The US edition of The Guardian on November 26, 1999, published a piece on beating a "dead horse" in today's capitalistic world of work & careers using the ancient wisdom of Native Americans. The Dakota are a Native American tribe in North America. They compose 2 of the 3 main subcultures of the Sioux people & are typically divided into the Eastern & the Western Dakota having tribal lands from present day Minnesota, South Dakota, North Dakota, Nebraska, & into Canada.
The Tribal Wisdom of the Dead Horse from the Dakota Indians
The tribal wisdom of the Dakota Indians, passed on from one generation to the next, says that when you discover that you are riding a dead horse, the best strategy is to dismount.
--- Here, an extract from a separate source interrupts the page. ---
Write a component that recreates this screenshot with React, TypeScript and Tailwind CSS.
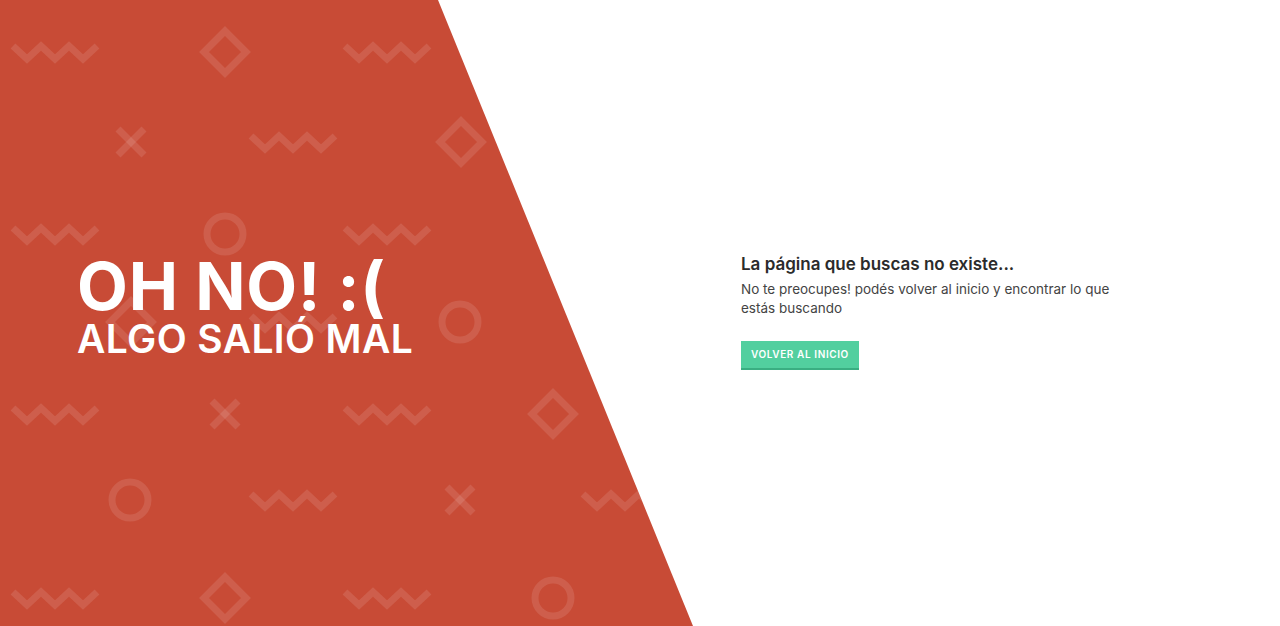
import React from "react";

type Shape = { kind: "zig" | "diamond" | "x" | "circle"; x: number; y: number };

// pattern behind the red panel, centre points
const shapes: Shape[] = [
  { kind: "zig", x: 55, y: 52 },
  { kind: "diamond", x: 225, y: 52 },
  { kind: "zig", x: 387, y: 52 },
  { kind: "diamond", x: 553, y: 52 },
  { kind: "x", x: 131, y: 142 },
  { kind: "zig", x: 293, y: 142 },
  { kind: "diamond", x: 461, y: 142 },
  { kind: "zig", x: 625, y: 142 },
  { kind: "zig", x: 55, y: 234 },
  { kind: "circle", x: 225, y: 234 },
  { kind: "zig", x: 387, y: 234 },
  { kind: "x", x: 553, y: 234 },
  { kind: "diamond", x: 131, y: 322 },
  { kind: "zig", x: 293, y: 322 },
  { kind: "circle", x: 460, y: 322 },
  { kind: "zig", x: 625, y: 322 },
  { kind: "zig", x: 55, y: 414 },
  { kind: "x", x: 225, y: 414 },
  { kind: "zig", x: 387, y: 414 },
  { kind: "diamond", x: 553, y: 414 },
  { kind: "circle", x: 130, y: 500 },
  { kind: "zig", x: 293, y: 500 },
  { kind: "x", x: 460, y: 500 },
  { kind: "zig", x: 625, y: 500 },
  { kind: "zig", x: 55, y: 598 },
  { kind: "diamond", x: 225, y: 598 },
  { kind: "zig", x: 387, y: 598 },
  { kind: "circle", x: 553, y: 598 },
];

function PatternShape({ kind, x, y }: Shape) {
  switch (kind) {
    case "zig":
      return (
        <polyline
          points={`${x - 42},${y - 6} ${x - 28},${y + 7} ${x - 14},${y - 6} ${x},${y + 7} ${x + 14},${y - 6} ${x + 28},${y + 7} ${x + 42},${y - 6}`}
          strokeLinejoin="miter"
        />
      );
    case "diamond":
      return <polygon points={`${x},${y - 21} ${x + 21},${y} ${x},${y + 21} ${x - 21},${y}`} />;
    case "x":
      return (
        <>
          <line x1={x - 13} y1={y - 13} x2={x + 13} y2={y + 13} />
          <line x1={x + 13} y1={y - 13} x2={x - 13} y2={y + 13} />
        </>
      );
    case "circle":
      return <circle cx={x} cy={y} r={18} />;
  }
}

export default function App() {
  return (
    <div className="flex h-screen w-full overflow-hidden bg-white font-['Inter','Noto_Sans',sans-serif]">
      {/* Red side */}
      <div className="relative flex w-[693px] shrink-0 items-center bg-[#c84b36] pl-[77px] [clip-path:polygon(0_0,438px_0,100%_100%,0_100%)]">
        <svg
          className="absolute inset-0 h-full w-full"
          viewBox="0 0 693 626"
          fill="none"
          stroke="rgba(255,255,255,0.11)"
          strokeWidth={7}
        >
          {shapes.map((s, i) => (
            <PatternShape key={i} {...s} />
          ))}
        </svg>
        <div className="relative -mt-[14px] text-white">
          <h1 className="text-[66px] font-bold leading-[66px] tracking-[0.012em]">OH NO! :(</h1>
          <h2 className="text-[39px] font-semibold leading-[40px] tracking-[0.01em]">ALGO SALIÓ MAL</h2>
        </div>
      </div>

      {/* Message */}
      <div className="flex flex-1 items-center pl-[48px]">
        <div className="-mt-[4px] max-w-[380px]">
          <h3 className="text-[17px] font-semibold text-[#2b2b2b]">La página que buscas no existe...</h3>
          <p className="mt-[3px] text-[13.5px] leading-[19px] text-[#444]">
            No te preocupes! podés volver al inicio y encontrar lo que estás buscando
          </p>
          <button className="mt-[23px] h-[29px] border-b-2 border-[#3aae82] bg-[#52cf9f] px-[10px] text-[10px] font-semibold tracking-[0.06em] text-white">
            VOLVER AL INICIO
          </button>
        </div>
      </div>
    </div>
  );
}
But in modern business, because heavy investment factors are taken into consideration, other strategies are often tried with dead horses, including the following:
1. Buying a stronger whip.
2. Changing riders.
3. Threatening the dead horse with termination.
4. Appointing a committee to study the dead horse.
5. Arranging to visit other sites to see how they ride dead horses.
6. Lowering the standards so that dead horses can be included.
7. Reclassifying the dead horse as "living-impaired."
8. Hiring outside contractors to ride the dead horse.
9. Harnessing several dead horses together to increase speed.
10. Providing additional funding and/or training to increase the dead horse's performance.
11. Doing a productivity study to see if lighter riders would improve the dead horse's production.
12. Declaring that the dead horse carries lower overhead & therefore contributes more to the bottom line than some other horses.
13. Rewriting the expected performance requirements for all horses.
14. Promoting the dead horse to a supervisory position.